Required task: Say how many lines include the word "components". Reply with nothing but the number.

Stored data:
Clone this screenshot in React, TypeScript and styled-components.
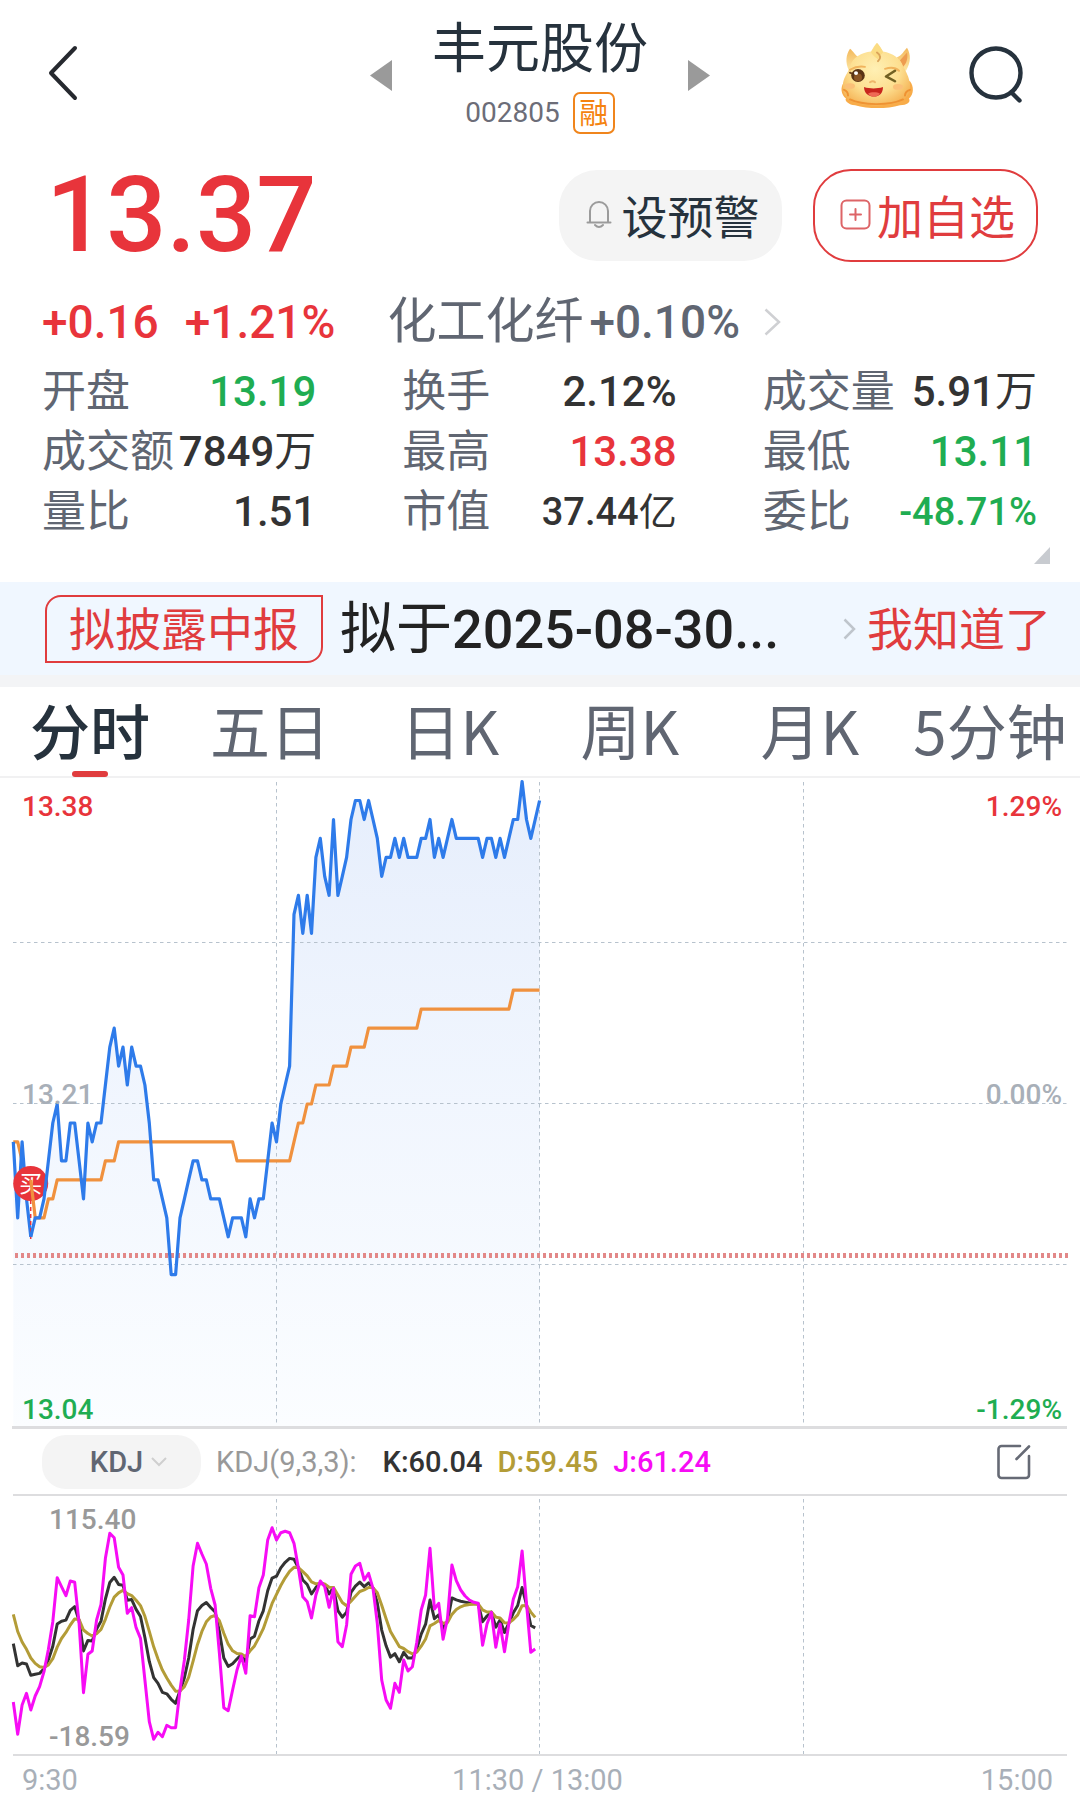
import React from 'react';
import styled, { createGlobalStyle } from 'styled-components';

const color = {
  red: '#e8343b',
  redSoft: '#e03c3e',
  green: '#1fad52',
  ink: '#26323d',
  text: '#333333',
  slate: '#606672',
  grey: '#999999',
  axis: '#a8afb8',
  rule: '#dddddf',
  gold: '#b39c37',
  magenta: '#f70cf5',
  blue: '#2e7bea',
  orange: '#f0913e',
};

const GlobalStyle = createGlobalStyle`
  * { box-sizing: border-box; }
  body {
    margin: 0;
    background: #ffffff;
    font-family: Roboto, "Noto Sans CJK SC", sans-serif;
    color: ${color.text};
  }
  button {
    margin: 0;
    padding: 0;
    border: 0;
    background: none;
    color: inherit;
    font: inherit;
    cursor: pointer;
  }
  svg { display: block; flex: none; }
  h1, p, dl, dt, dd { margin: 0; font-weight: 400; }
`;

const Page = styled.main`
  width: 100%;
  overflow: hidden;
`;

/* ---------- header ---------- */

const Header = styled.header`
  display: grid;
  grid-template-columns: 1fr auto 1fr;
  align-items: center;
  padding: 16px 44px 14px;
`;

const HeaderActions = styled.div`
  display: flex;
  justify-content: flex-end;
  align-items: center;
  gap: 55px;
  padding-right: 11px;
`;

const StockSwitcher = styled.div`
  display: flex;
  align-items: center;
  gap: 40px;
`;

const StockHeading = styled.div`
  display: flex;
  flex-direction: column;
  align-items: center;
  gap: 8px;
`;

const StockName = styled.h1`
  font-size: 54px;
  line-height: 68px;
  color: ${color.ink};
`;

const StockCode = styled.p`
  display: flex;
  align-items: center;
  gap: 13px;
  font-size: 28px;
  line-height: 42px;
  color: #6c6d78;
`;

const MarginBadge = styled.span`
  width: 42px;
  height: 42px;
  border: 2px solid #f0851c;
  border-radius: 7px;
  font-size: 29px;
  line-height: 40px;
  text-align: center;
  color: #f58310;
`;

/* ---------- price ---------- */

const PriceRow = styled.section`
  display: flex;
  align-items: center;
  justify-content: space-between;
  padding: 21px 42px 0 46px;
`;

const Price = styled.strong`
  font-size: 106px;
  line-height: 93px;
  font-weight: 500;
  color: ${color.red};
`;

const PriceActions = styled.div`
  display: flex;
  align-items: center;
  gap: 31px;
`;

const PillButton = styled.button<{ $outlined?: boolean }>`
  display: flex;
  align-items: center;
  justify-content: center;
  gap: ${(p) => (p.$outlined ? 6 : 10)}px;
  width: ${(p) => (p.$outlined ? 225 : 223)}px;
  height: ${(p) => (p.$outlined ? 93 : 91)}px;
  padding: 0 0 3px 4px;
  border: ${(p) => (p.$outlined ? `2px solid ${color.redSoft}` : '0')};
  border-radius: 38px;
  background: ${(p) => (p.$outlined ? '#ffffff' : '#f4f4f4')};
  color: ${(p) => (p.$outlined ? color.redSoft : color.ink)};
  font-size: 46px;
`;

const ChangeRow = styled.section`
  display: flex;
  align-items: center;
  margin-top: 30px;
  padding: 0 42px;
  font-size: 46px;
  line-height: 60px;
  font-weight: 500;
`;

const Change = styled.span`
  margin-right: 26px;
  color: ${color.red};
`;

const SectorLink = styled.a`
  display: flex;
  align-items: center;
  margin-left: 26px;
  color: ${color.slate};
  text-decoration: none;
`;

const SectorName = styled.span`
  margin-right: 6px;
  font-size: 49px;
  font-weight: 400;
`;

const SectorChange = styled.span`
  margin-right: 24px;
`;

/* ---------- stats ---------- */

const Stats = styled.dl`
  display: grid;
  grid-template-columns: repeat(3, 1fr);
  column-gap: 86px;
  margin-top: 10px;
  padding: 0 43px 0 42px;
`;

const Stat = styled.div`
  display: flex;
  justify-content: space-between;
  height: 60px;
  line-height: 60px;
  white-space: nowrap;
`;

const StatLabel = styled.dt`
  font-size: 44px;
  color: ${color.slate};
`;

const StatValue = styled.dd<{ $tone: string; $size: number }>`
  font-size: ${(p) => p.$size}px;
  font-weight: 500;
  color: ${(p) => p.$tone};
`;

const Unit = styled.span`
  font-weight: 400;
`;

const ExpandRow = styled.div`
  display: flex;
  justify-content: flex-end;
  height: 40px;
  padding: 5px 30px 0 0;
`;

const ExpandButton = styled.button`
  width: 16px;
  height: 17px;
`;

/* ---------- notice ---------- */

const Notice = styled.section`
  display: flex;
  align-items: center;
  height: 105px;
  padding: 0 29px 0 45px;
  border-bottom: 12px solid #f3f4f6;
  background: #f0f7ff;
`;

const NoticeTag = styled.span`
  padding: 2px 22px 0;
  border: 2px solid ${color.redSoft};
  border-radius: 16px 0;
  font-size: 46px;
  line-height: 62px;
  color: ${color.redSoft};
`;

const NoticeText = styled.p`
  flex: 1;
  padding: 2px 0 0 17px;
  font-size: 56px;
  line-height: 68px;
  color: #222222;
  white-space: nowrap;
`;

const NoticeDate = styled.span`
  font-size: 54px;
  font-weight: 500;
`;

const NoticeButton = styled.button`
  margin-left: 11px;
  padding-top: 2px;
  font-size: 46px;
  line-height: 62px;
  color: ${color.redSoft};
`;

/* ---------- tabs ---------- */

const Tabs = styled.nav`
  display: grid;
  grid-template-columns: repeat(6, 1fr);
  height: 91px;
  border-bottom: 2px solid #f1f1f2;
`;

const Tab = styled.button<{ $active?: boolean }>`
  display: flex;
  flex-direction: column;
  align-items: center;
  font-family: "Noto Sans CJK SC", sans-serif;
  font-size: 60px;
  line-height: 84px;
  font-weight: ${(p) => (p.$active ? 500 : 400)};
  color: ${(p) => (p.$active ? color.ink : color.slate)};
  white-space: nowrap;

  &::after {
    content: '';
    flex: none;
    width: 36px;
    height: 6px;
    border-radius: 3px;
    background: ${(p) => (p.$active ? color.redSoft : 'transparent')};
  }
`;

/* ---------- charts ---------- */

const ChartBox = styled.section`
  position: relative;
`;

const ChartSvg = styled.svg`
  width: 100%;
  height: auto;
`;

const PriceLabels = styled.div`
  position: absolute;
  inset: 12px 18px 3px 22px;
  display: flex;
  flex-direction: column;
  justify-content: space-between;
`;

const KdjLabels = styled(PriceLabels)`
  inset: 9px auto 3px 49px;
`;

const LabelRow = styled.div<{ $tone: string }>`
  display: flex;
  justify-content: space-between;
  font-size: 28px;
  line-height: 33px;
  font-weight: 500;
  color: ${(p) => p.$tone};
`;

const MiddleLabelRow = styled(LabelRow)`
  margin-bottom: 28px;
`;

const IndicatorBar = styled.section`
  display: flex;
  align-items: center;
  height: 65px;
  padding: 0 49px 0 42px;
  font-size: 29px;
  line-height: 34px;
  font-weight: 500;
`;

const IndicatorButton = styled.button`
  display: flex;
  align-items: center;
  justify-content: center;
  gap: 8px;
  width: 159px;
  height: 54px;
  padding-left: 14px;
  border-radius: 24px;
  background: #f4f4f4;
  color: ${color.slate};
`;

const IndicatorName = styled.span`
  margin: 0 26px 0 15px;
  font-weight: 400;
  color: ${color.grey};
`;

const IndicatorValue = styled.span<{ $tone: string }>`
  margin-right: 15px;
  color: ${(p) => p.$tone};
`;

const EditButton = styled.button`
  margin-left: auto;
`;

const TimeAxis = styled.footer`
  display: grid;
  grid-template-columns: 1fr auto 1fr;
  height: 41px;
  padding: 7px 27px 0 22px;
  font-size: 29px;
  line-height: 34px;
  color: ${color.axis};

  & > :last-child { text-align: right; }
`;

/* ---------- data ---------- */

const stats = [
  { label: '开盘', value: '13.19', tone: color.green, size: 42 },
  { label: '换手', value: '2.12%', tone: color.text, size: 42 },
  { label: '成交量', value: '5.91', unit: '万', tone: color.text, size: 42 },
  { label: '成交额', value: '7849', unit: '万', tone: color.text, size: 42 },
  { label: '最高', value: '13.38', tone: color.red, size: 42 },
  { label: '最低', value: '13.11', tone: color.green, size: 42 },
  { label: '量比', value: '1.51', tone: color.text, size: 42 },
  { label: '市值', value: '37.44', unit: '亿', tone: color.text, size: 38 },
  { label: '委比', value: '-48.71%', tone: color.green, size: 38 },
];

const tabs = ['分时', '五日', '日K', '周K', '月K', '5分钟'];

// Minute prices, in cents above or below yesterday's close of 13.21.
const priceTicks = [
  -2, -6, -2, -5, -7, -6, -6, -5, -3, -1, 0, -3, -3, -1, -1, -3, -5, -1, -2, -1,
  -1, 1, 3, 4, 2, 3, 1, 3, 2, 2, 1, -1, -4, -4, -5, -6, -9, -9, -6, -5,
  -4, -3, -3, -4, -4, -5, -5, -5, -6, -7, -6, -6, -6, -7, -5, -6, -5, -5, -3, -1,
  -2, 0, 1, 2, 10, 11, 9, 11, 9, 13, 14, 12, 11, 15, 11, 12, 13, 15, 16, 16,
  15, 16, 15, 14, 12, 13, 13, 14, 13, 14, 13, 13, 13, 14, 14, 15, 13, 14, 13, 14,
  15, 14, 14, 14, 14, 14, 14, 13, 14, 14, 13, 14, 13, 14, 15, 15, 17, 15, 14, 15,
  16,
];

// Average price: [last minute of the step, cents].
const averageSteps: [number, number][] = [
  [1, -2], [2, -3], [4, -4], [7, -6], [9, -5], [20, -4], [23, -3], [50, -2],
  [63, -3], [64, -2], [66, -1], [68, 0], [72, 1], [76, 2], [80, 3], [92, 4],
  [113, 5], [120, 6],
];

// J line, as depth below the top of the indicator plot, three units to a pixel.
const jDepth = [
  636, 733, 645, 610, 660, 618, 590, 545, 478, 395, 263, 290, 317, 273, 277, 400, 608, 493, 483, 390,
  343, 205, 130, 143, 232, 255, 370, 353, 413, 445, 570, 695, 748, 727, 740, 706, 713, 713, 600, 510,
  390, 228, 160, 192, 222, 295, 345, 490, 653, 662, 600, 540, 498, 550, 377, 380, 293, 255, 150, 113,
  150, 128, 124, 128, 160, 235, 320, 335, 384, 315, 273, 290, 352, 295, 455, 470, 405, 253, 228, 220,
  270, 250, 295, 400, 570, 630, 655, 580, 607, 510, 543, 530, 457, 360, 315, 175, 357, 340, 448, 385,
  225, 272, 300, 318, 330, 337, 340, 466, 402, 367, 472, 402, 485, 400, 328, 290, 183, 340, 487, 477,
];

const minuteX = (m: number) => 13.3 + m * 4.386;
const tickY = (t: number) => 326 - t * 18.97;

type Point = [number, number];
const toPoints = (pts: Point[]) => pts.map(([x, y]) => `${x.toFixed(1)},${y.toFixed(1)}`).join(' ');

const pricePoints: Point[] = priceTicks.map((t, m) => [minuteX(m), tickY(t)]);
const averagePoints: Point[] = priceTicks.map((_, m) => {
  const step = averageSteps.find(([last]) => m <= last)!;
  return [minuteX(m), tickY(step[1])];
});

// With 3-period smoothing and J = 3K - 2D, each D follows from the D before it and J.
const dDepth: number[] = [];
jDepth.forEach((j, m) => dDepth.push(m === 0 ? 373 : (6 * dDepth[m - 1] + j) / 7));
const kDepth = jDepth.map((j, m) => (j + 2 * dDepth[m]) / 3);
const kdjPoints = (series: number[]) =>
  toPoints(series.map((v, m): Point => [minuteX(m), v / 3 - 4]));

/* ---------- icons ---------- */

const BackIcon = () => (
  <svg width="40" height="56" viewBox="0 0 40 56" fill="none" stroke="#26292f" strokeWidth="4" strokeLinecap="round" strokeLinejoin="round">
    <path d="M31 3 7 28l24 25" />
  </svg>
);

const ArrowIcon = ({ right }: { right?: boolean }) => (
  <svg width="22" height="31" viewBox="0 0 22 31" fill="#9a9a9a">
    <path d={right ? 'M0 0v31l22-15.500z' : 'M22 0v31L0 15.500z'} />
  </svg>
);

const SearchIcon = () => (
  <svg width="56" height="58" viewBox="0 0 56 58" fill="none" stroke="#26323d" strokeWidth="4.400" strokeLinecap="round">
    <circle cx="27" cy="27" r="24.500" />
    <path d="m43 47 7.500 7.500" />
  </svg>
);

const DragonIcon = () => (
  <svg width="74" height="67" viewBox="0 0 74 70" preserveAspectRatio="none">
    <defs>
      <radialGradient id="face" cx="0.48" cy="0.42" r="0.62">
        <stop offset="0" stopColor="#fff0b4" />
        <stop offset="0.6" stopColor="#fddf90" />
        <stop offset="1" stopColor="#f5b457" />
      </radialGradient>
      <linearGradient id="horn" x1="0" y1="0" x2="0" y2="1">
        <stop offset="0" stopColor="#f3b85c" />
        <stop offset="1" stopColor="#fde6a2" />
      </linearGradient>
    </defs>
    <path d="M9 30C5 21 6 13 10 7c3 2 5 7 9 9l-3 13z" fill="url(#horn)" />
    <path d="M66 30c5-9 5-17 1-24-3 3-5 8-10 10l3 13z" fill="url(#horn)" />
    <path d="M67 11c1 5 0 11-4 15l-3-7z" fill="#ee9c50" />
    <path d="M4 42c-4 5-3 13 2 17-2 2 3 7 9 7 13 4 32 4 45 0 7 0 11-3 9-7 5-4 5-13 1-18z" fill="#f8ac49" />
    <path d="M10 26C12 16 22 11 31 10c2-4 4-7 6-9 2 2 4 5 6 9 10 2 17 7 20 15 3 6 6 11 7 19 1 10-5 18-15 20-11 3-27 3-37 0C7 62 1 54 3 43c1-7 5-11 7-17z" fill="url(#face)" />
    <path d="M31 11c2-4 4-7 6-10 2 3 5 6 6 10-2 2-4 4-5 7-3-2-5-4-7-7z" fill="#fbdc83" />
    <path d="M37 11c4 3 4 6 1 9" fill="none" stroke="#dba45a" strokeWidth="2" strokeLinecap="round" />
    <path d="M10 29c5-3 10-4 15-3M45 28c6-2 11-1 14 2" fill="none" stroke="#f1b45d" strokeWidth="2" strokeLinecap="round" />
    <path d="m10 32 6 3" stroke="#6c421f" strokeWidth="2" strokeLinecap="round" />
    <circle cx="18" cy="35" r="6.800" fill="#593315" />
    <circle cx="18" cy="37" r="4" fill="#8a5425" />
    <circle cx="16" cy="32.500" r="2" fill="#ffffff" />
    <path d="m55 30-9 6 9 5" fill="none" stroke="#716022" strokeWidth="2.600" strokeLinecap="round" strokeLinejoin="round" />
    <path d="M30 42q3-2 5 0" fill="none" stroke="#eeb76b" strokeWidth="2" strokeLinecap="round" />
    <ellipse cx="10" cy="46" rx="5" ry="3" fill="#fbc078" />
    <ellipse cx="58" cy="47" rx="5" ry="3" fill="#fbc078" />
    <path d="M24 47c6 2 13 2 19 0 0 7-4 10-9 10s-10-3-10-10z" fill="#c8261d" />
    <path d="M28 54c3-2 9-2 12 0-3 4-9 4-12 0z" fill="#ef6a55" />
    <path d="M4 50c3 1 4 3 4 6M70 50c-3 1-5 3-5 6M10 60c12 6 39 7 53 0" fill="none" stroke="#ef9232" strokeWidth="2" strokeLinecap="round" />
  </svg>
);

const BellIcon = () => (
  <svg width="26" height="30" viewBox="0 0 26 30" fill="none" stroke="#9b9b9b" strokeWidth="2" strokeLinecap="round" strokeLinejoin="round">
    <path d="M4 23V12a9 9 0 0 1 18 0v11M1.500 23.500h23M9 26q4 4 8 0" />
  </svg>
);

const AddIcon = () => (
  <svg width="31" height="31" viewBox="0 0 31 31" fill="none" stroke="#dd6467" strokeWidth="2" strokeLinecap="round">
    <rect x="1.500" y="1.500" width="28" height="28" rx="5" />
    <path d="M15.500 10v11M10 15.500h11" />
  </svg>
);

const ChevronRight = ({ w, h, tone }: { w: number; h: number; tone: string }) => (
  <svg width={w} height={h} viewBox={`0 0 ${w} ${h}`} fill="none" stroke={tone} strokeWidth="2.500">
    <path d={`M1.500 1.500 ${w - 2} ${h / 2} 1.500 ${h - 1.5}`} />
  </svg>
);

const ChevronDown = () => (
  <svg width="16" height="10" viewBox="0 0 16 10" fill="none" stroke="#cfcfcf" strokeWidth="2">
    <path d="m1 1 7 7 7-7" />
  </svg>
);

const EditIcon = () => (
  <svg width="34" height="36" viewBox="0 0 34 36" fill="none" stroke="#666a75" strokeWidth="2.600" strokeLinecap="round" strokeLinejoin="round">
    <path d="M23 2H4.500a3 3 0 0 0-3 3v26a3 3 0 0 0 3 3H29a3 3 0 0 0 3-3V12M19.500 15 32 2.500" />
  </svg>
);

/* ---------- chart drawings ---------- */

const GRID_X = [276.5, 539.5, 803.5];
const grid = { stroke: '#b7c2cd', strokeWidth: 1, strokeDasharray: '3.500 3.500' };

const PriceChart = () => {
  const line = { fill: 'none', strokeWidth: 3.2, strokeLinejoin: 'round' as const };
  const area = toPoints([[13.3, 649], ...pricePoints, [539.6, 649]]);
  return (
    <ChartSvg viewBox="0 0 1080 651" role="img" aria-label="分时走势">
      <defs>
        <linearGradient id="area" gradientUnits="userSpaceOnUse" x1="0" y1="4" x2="0" y2="649">
          <stop offset="0" stopColor="#e6eefc" />
          <stop offset="0.5" stopColor="#f1f6fe" />
          <stop offset="1" stopColor="#fbfdff" />
        </linearGradient>
      </defs>
      <polygon points={area} fill="url(#area)" />
      <g {...grid}>
        {[164.5, 325.5, 486.5].map((y) => <line key={y} x1="13" y1={y} x2="1067" y2={y} />)}
        {GRID_X.map((x) => <line key={x} x1={x} y1="4" x2={x} y2="648" />)}
      </g>
      <line x1="15" y1="477.500" x2="1068" y2="477.500" stroke="#e28888" strokeWidth="5" strokeDasharray="3 3" />
      <polyline {...line} stroke={color.orange} points={toPoints(averagePoints.slice(0, 5))} />
      <polyline {...line} stroke={color.blue} points={toPoints(pricePoints.slice(0, 5))} />
      <line x1="30.700" y1="422" x2="30.700" y2="462" stroke={color.red} strokeWidth="1.500" strokeDasharray="4 3" />
      <circle cx="30.700" cy="405.500" r="17.500" fill={color.red} />
      <text x="30.700" y="414" textAnchor="middle" fontSize="23" fill="#ffffff">买</text>
      <polyline {...line} stroke={color.orange} points={toPoints(averagePoints.slice(4))} />
      <polyline {...line} stroke={color.blue} points={toPoints(pricePoints.slice(4))} />
      <line x1="12" y1="649.500" x2="1067" y2="649.500" stroke={color.rule} strokeWidth="3" />
    </ChartSvg>
  );
};

const KdjChart = () => {
  const line = { fill: 'none', strokeWidth: 3, strokeLinejoin: 'round' as const };
  return (
    <ChartSvg viewBox="0 0 1080 262" role="img" aria-label="KDJ">
      <g stroke={color.rule} strokeWidth="2">
        <line x1="13" y1="1" x2="1067" y2="1" />
        <line x1="13" y1="261" x2="1067" y2="261" />
      </g>
      <g {...grid}>
        {GRID_X.map((x) => <line key={x} x1={x} y1="5" x2={x} y2="260" />)}
      </g>
      <polyline {...line} stroke="#333333" points={kdjPoints(kDepth)} />
      <polyline {...line} stroke={color.gold} points={kdjPoints(dDepth)} />
      <polyline {...line} stroke={color.magenta} points={kdjPoints(jDepth)} />
    </ChartSvg>
  );
};

/* ---------- page ---------- */

export default function App() {
  return (
    <>
      <GlobalStyle />
      <Page>
        <Header>
          <div>
            <button aria-label="返回"><BackIcon /></button>
          </div>
          <StockSwitcher>
            <button aria-label="上一只"><ArrowIcon /></button>
            <StockHeading>
              <StockName>丰元股份</StockName>
              <StockCode>002805<MarginBadge>融</MarginBadge></StockCode>
            </StockHeading>
            <button aria-label="下一只"><ArrowIcon right /></button>
          </StockSwitcher>
          <HeaderActions>
            <button aria-label="助手"><DragonIcon /></button>
            <button aria-label="搜索"><SearchIcon /></button>
          </HeaderActions>
        </Header>

        <PriceRow>
          <Price>13.37</Price>
          <PriceActions>
            <PillButton><BellIcon />设预警</PillButton>
            <PillButton $outlined><AddIcon />加自选</PillButton>
          </PriceActions>
        </PriceRow>

        <ChangeRow>
          <Change>+0.16</Change>
          <Change>+1.21%</Change>
          <SectorLink href="#sector">
            <SectorName>化工化纤</SectorName>
            <SectorChange>+0.10%</SectorChange>
            <ChevronRight w={17} h={28} tone="#cfd0d3" />
          </SectorLink>
        </ChangeRow>

        <Stats>
          {stats.map((s) => (
            <Stat key={s.label}>
              <StatLabel>{s.label}</StatLabel>
              <StatValue $tone={s.tone} $size={s.size}>
                {s.value}{s.unit && <Unit>{s.unit}</Unit>}
              </StatValue>
            </Stat>
          ))}
        </Stats>
        <ExpandRow>
          <ExpandButton aria-label="展开">
            <svg width="16" height="17" viewBox="0 0 16 17" fill="#c8cbd0"><path d="M16 0v17H0z" /></svg>
          </ExpandButton>
        </ExpandRow>

        <Notice>
          <NoticeTag>拟披露中报</NoticeTag>
          <NoticeText>拟于<NoticeDate>2025-08-30...</NoticeDate></NoticeText>
          <ChevronRight w={13} h={22} tone="#bfc5cc" />
          <NoticeButton>我知道了</NoticeButton>
        </Notice>

        <Tabs>
          {tabs.map((t, i) => <Tab key={t} $active={i === 0}>{t}</Tab>)}
        </Tabs>

        <ChartBox>
          <PriceChart />
          <PriceLabels>
            <LabelRow $tone={color.red}><span>13.38</span><span>1.29%</span></LabelRow>
            <MiddleLabelRow $tone={color.axis}><span>13.21</span><span>0.00%</span></MiddleLabelRow>
            <LabelRow $tone={color.green}><span>13.04</span><span>-1.29%</span></LabelRow>
          </PriceLabels>
        </ChartBox>

        <IndicatorBar>
          <IndicatorButton>KDJ<ChevronDown /></IndicatorButton>
          <IndicatorName>KDJ(9,3,3):</IndicatorName>
          <IndicatorValue $tone={color.text}>K:60.04</IndicatorValue>
          <IndicatorValue $tone={color.gold}>D:59.45</IndicatorValue>
          <IndicatorValue $tone={color.magenta}>J:61.24</IndicatorValue>
          <EditButton aria-label="编辑指标"><EditIcon /></EditButton>
        </IndicatorBar>

        <ChartBox>
          <KdjChart />
          <KdjLabels>
            <LabelRow $tone={color.grey}>115.40</LabelRow>
            <LabelRow $tone={color.grey}>-18.59</LabelRow>
          </KdjLabels>
        </ChartBox>

        <TimeAxis>
          <span>9:30</span>
          <span>11:30 / 13:00</span>
          <span>15:00</span>
        </TimeAxis>
      </Page>
    </>
  );
}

Reply: 2